Put another way, suppose you buy a car and the listed gas mileage is 30 mpg. After driving it a while you find that it does not seem to get anywhere near 30 mpg; it gets more like 20 mpg. So you go online, do some research and find that the manufacturer reported a test result of 30 mpg, while an independent lab reported a test result of 20 mpg. If the test variability was as high as our intermediate DSR value of 40%, then those two gas mileage tests would be considered the same (statistically speaking). If that happened to me, I’d sure be lobbying whoever would listen to get better repeatability in the test so I could feel confident in that reported gas mileage number.

Make sure you practice

As with all things, education and experience, or practice, improves the ability to produce consistent results. To consistently shoot free throws in a basketball game, you have to know the proper form that works for you and practice it repeatedly. You still won’t be perfect and errors happen, but your shooting percentage ought to increase.

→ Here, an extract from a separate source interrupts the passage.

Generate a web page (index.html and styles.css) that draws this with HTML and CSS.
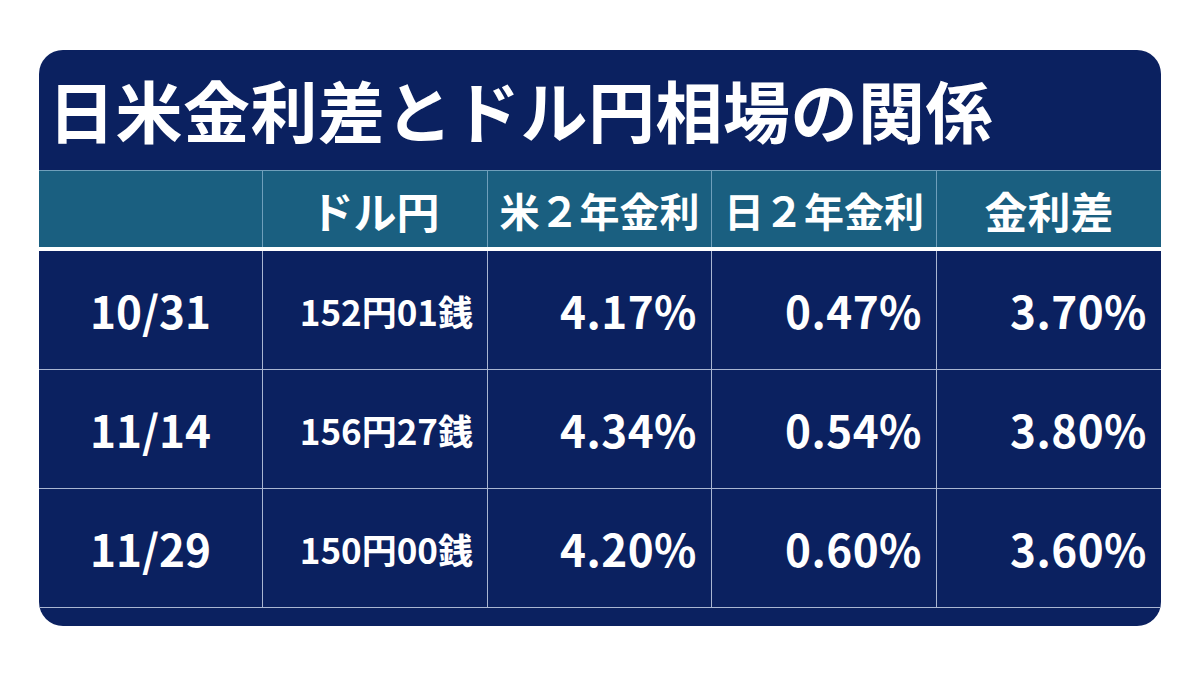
FILE: index.html
```html
<!DOCTYPE html>
<html lang="ja">
<head>
<meta charset="utf-8">
<title>日米金利差とドル円相場の関係</title>
<link rel="stylesheet" href="styles.css">
</head>
<body>
<div class="card">
  <h1 class="title">日米金利差とドル円相場の関係</h1>
  <div class="table">
    <div class="row head">
      <div class="cell"></div>
      <div class="cell wide">ドル円</div>
      <div class="cell">米２年金利</div>
      <div class="cell">日２年金利</div>
      <div class="cell wide">金利差</div>
    </div>
    <div class="sep"></div>
    <div class="row body">
      <div class="cell date">10/31</div>
      <div class="cell yen">152円01銭</div>
      <div class="cell pct">4.17%</div>
      <div class="cell pct">0.47%</div>
      <div class="cell pct">3.70%</div>
    </div>
    <div class="row body">
      <div class="cell date">11/14</div>
      <div class="cell yen">156円27銭</div>
      <div class="cell pct">4.34%</div>
      <div class="cell pct">0.54%</div>
      <div class="cell pct">3.80%</div>
    </div>
    <div class="row body">
      <div class="cell date">11/29</div>
      <div class="cell yen">150円00銭</div>
      <div class="cell pct">4.20%</div>
      <div class="cell pct">0.60%</div>
      <div class="cell pct">3.60%</div>
    </div>
  </div>
</div>
</body>
</html>
```
FILE: styles.css
```css
html, body {
  margin: 0;
  padding: 0;
  background: #ffffff;
}
body {
  width: 1200px;
  height: 675px;
  overflow: hidden;
  font-family: "Noto Sans CJK JP", "Noto Sans", sans-serif;
  color: #ffffff;
}
.card {
  margin: 50px 0 0 39px;
  width: 1122px;
  height: 576px;
  background: #0b2160;
  border-radius: 24px;
  overflow: hidden;
  display: flex;
  flex-direction: column;
}
.title {
  margin: 0;
  height: 120px;
  box-sizing: border-box;
  display: flex;
  align-items: center;
  padding-left: 9px;
  padding-bottom: 4px;
  font-size: 67px;
  font-weight: 700;
  line-height: 1;
  letter-spacing: 0.5px;
}
.table {
  display: flex;
  flex-direction: column;
}
.row {
  display: grid;
  grid-template-columns: 224px 225px 224px 225px 224px;
}
.head {
  background: #1a5f80;
  border-top: 1px solid #6f9fbb;
  height: 76px;
}
.head .cell {
  display: flex;
  align-items: center;
  justify-content: center;
  font-size: 40px;
  font-weight: 700;
  border-right: 1px solid #6f9fbb;
  padding-top: 2px;
}
.head .wide {
  font-size: 43px;
}
.sep {
  height: 4px;
  background: #ffffff;
}
.body {
  height: 118px;
  border-bottom: 1px solid #aab6d2;
}
.body .cell {
  display: flex;
  align-items: center;
  font-weight: 700;
  border-right: 1px solid #aab6d2;
}
.head .cell:last-child,
.body .cell:last-child {
  border-right: none;
}
.date {
  justify-content: center;
  font-size: 44px;
}
.yen {
  justify-content: flex-end;
  padding-right: 14px;
  font-size: 35px;
}
.pct {
  justify-content: flex-end;
  padding-right: 14px;
  font-size: 44px;
  letter-spacing: 0.5px;
}
```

The analogy works for asphalt binder testing. The better you understand the tests and the key factors affecting test results, the better prepared you will be to produce consistent results. Then it is simply a matter of practicing good technique repeatedly.

It is with this variability in mind that the Asphalt Institute has developed a new manual titled Asphalt Binder Testing: Technician’s Manual for Specification Testing of Asphalt Binders (MS-25). This manual, principally authored by Dr. Dave Anderson (one of the architects of the Superpave PG asphalt binder system), covers the details needed for an asphalt binder technician to achieve consistent results in testing. The manual will be a useful tool for technicians to hone their skills and cut down on the high variability in some tests. For more information about this new manual, visit

At this point, I’ve probably told you more than you ever cared to know about the DSR. I’m going to have some chocolate pudding and then go brush my teeth.